Recently, this has led to the application of non-intrusive Electromagnetic
Side-Channel Analysis (EM-SCA) as an emerging approach to extract forensic
insights from smart devices. EM-SCA for digital forensics is still in its
infancy, and has only been tested on a small number of devices so far. Most
importantly, the question still remains whether Machine Learning (ML) models in
EM-SCA are portable across multiple devices to be useful in digital forensics,
i.e., cross-device portability. This study experimentally explores this aspect
of EM-SCA using a wide set of smart devices. The experiments using various
iPhones and Nordic Semiconductor nRF52-DK devices indicate that the direct
application of pre-trained ML models across multiple identical devices does not
yield optimal outcomes (under 20% accuracy in most cases).

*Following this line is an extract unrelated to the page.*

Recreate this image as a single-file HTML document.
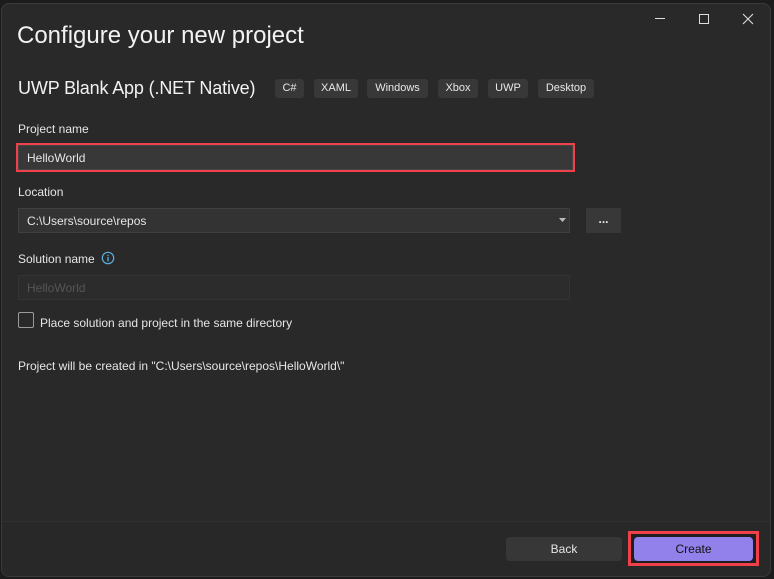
<!DOCTYPE html>
<html><head><meta charset="utf-8"><style>
*{margin:0;padding:0;box-sizing:border-box}
body{width:774px;height:579px;background:#1c1c1c;position:relative;overflow:hidden;font-family:"Liberation Sans",sans-serif;color:#e6e6e6}
.win{position:absolute;left:1px;top:3px;width:770px;height:574px;background:#292929;border:1px solid #3a3a3a;border-radius:8px;overflow:hidden}
.a{position:absolute}
.t{font-size:12px;white-space:nowrap}
.tag{position:absolute;top:79px;height:19px;background:#383838;border-radius:3px;font-size:11px;line-height:19px;text-align:center;color:#e8e8e8}
.inp{position:absolute;background:#383838;border:1px solid #444;font-size:12px;line-height:22px;padding-left:8px}
</style></head><body>
<div class="win">
<div class="a" style="left:0;top:517px;width:770px;height:60px;background:#282828;border-top:1px solid #2f2f2f"></div>
</div>
<div class="a" style="left:17px;top:22px;font-size:24px;color:#f2f2f2;white-space:nowrap">Configure your new project</div>
<div class="a" style="left:18px;top:78px;font-size:18px;letter-spacing:-0.15px;color:#f2f2f2;white-space:nowrap">UWP Blank App (.NET Native)</div>
<div class="tag" style="left:275px;width:29px">C#</div>
<div class="tag" style="left:314px;width:44px">XAML</div>
<div class="tag" style="left:367px;width:61px">Windows</div>
<div class="tag" style="left:438px;width:40px">Xbox</div>
<div class="tag" style="left:488px;width:40px">UWP</div>
<div class="tag" style="left:538px;width:56px">Desktop</div>
<div class="a" style="left:655px;top:18px;width:10px;height:1px;background:#ddd"></div>
<div class="a" style="left:699px;top:14px;width:10px;height:10px;border:1px solid #ddd"></div>
<svg class="a" style="left:742px;top:13px" width="12" height="12"><path d="M1 1L11 11M11 1L1 11" stroke="#ddd" stroke-width="1.1"/></svg>
<div class="a t" style="left:18px;top:122px">Project name</div>
<div class="a" style="left:16px;top:143px;width:559px;height:29px;border:2px solid #f0404a"></div>
<div class="inp" style="left:18px;top:145px;width:555px;height:25px;border-color:#454545;line-height:24px">HelloWorld</div>
<div class="a t" style="left:18px;top:185px">Location</div>
<div class="inp" style="left:18px;top:208px;width:552px;height:25px;background:#333;border-color:#3f3f3f;line-height:24px">C:\Users\source\repos</div>
<svg class="a" style="left:559px;top:218px" width="7" height="4"><path d="M0 0H7L3.5 4Z" fill="#bbb"/></svg>
<div class="a" style="left:586px;top:208px;width:35px;height:25px;background:#383838;font-size:12px;font-weight:bold;text-align:center;line-height:22px">...</div>
<div class="a t" style="left:18px;top:252px">Solution name</div>
<svg class="a" style="left:101px;top:251px" width="14" height="14"><circle cx="7" cy="7" r="5.7" fill="none" stroke="#5ab0e0" stroke-width="1.2"/><rect x="6.4" y="6" width="1.3" height="4.3" fill="#5ab0e0"/><rect x="6.4" y="3.8" width="1.3" height="1.3" fill="#5ab0e0"/></svg>
<div class="inp" style="left:18px;top:275px;width:552px;height:25px;background:#2c2c2c;border-color:#333;color:#555;line-height:24px">HelloWorld</div>
<div class="a" style="left:18px;top:312px;width:16px;height:16px;border:1px solid #9a9a9a;border-radius:2px"></div>
<div class="a t" style="left:40px;top:316px">Place solution and project in the same directory</div>
<div class="a t" style="left:18px;top:359px">Project will be created in "C:\Users\source\repos\HelloWorld\"</div>
<div class="a" style="left:506px;top:537px;width:116px;height:24px;background:#373737;border-radius:4px;font-size:12px;text-align:center;line-height:24px">Back</div>
<div class="a" style="left:628px;top:531px;width:131px;height:35px;border:3px solid #f0404a;background:#1f1f1f"></div>
<div class="a" style="left:634px;top:537px;width:119px;height:24px;background:#9281ea;border-radius:4px;font-size:12px;text-align:center;line-height:24px;color:#111">Create</div>
</body></html>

Subsequent
experiments included collecting distinct samples of EM traces from all the
devices to train new ML models with mixed device data; this also fell short of
expectations (still below 20% accuracy). This prompted the adoption of transfer
learning techniques, which showed promise for cross-model implementations. In
particular, for the iPhone 13 and nRF52-DK devices, applying transfer learning
techniques resulted in achieving the highest accuracy, with accuracy scores of
98% and 96%, respectively. This result makes a significant advancement in the
application of EM-SCA to digital forensics by enabling the use of pre-trained
models across identical or similar devices.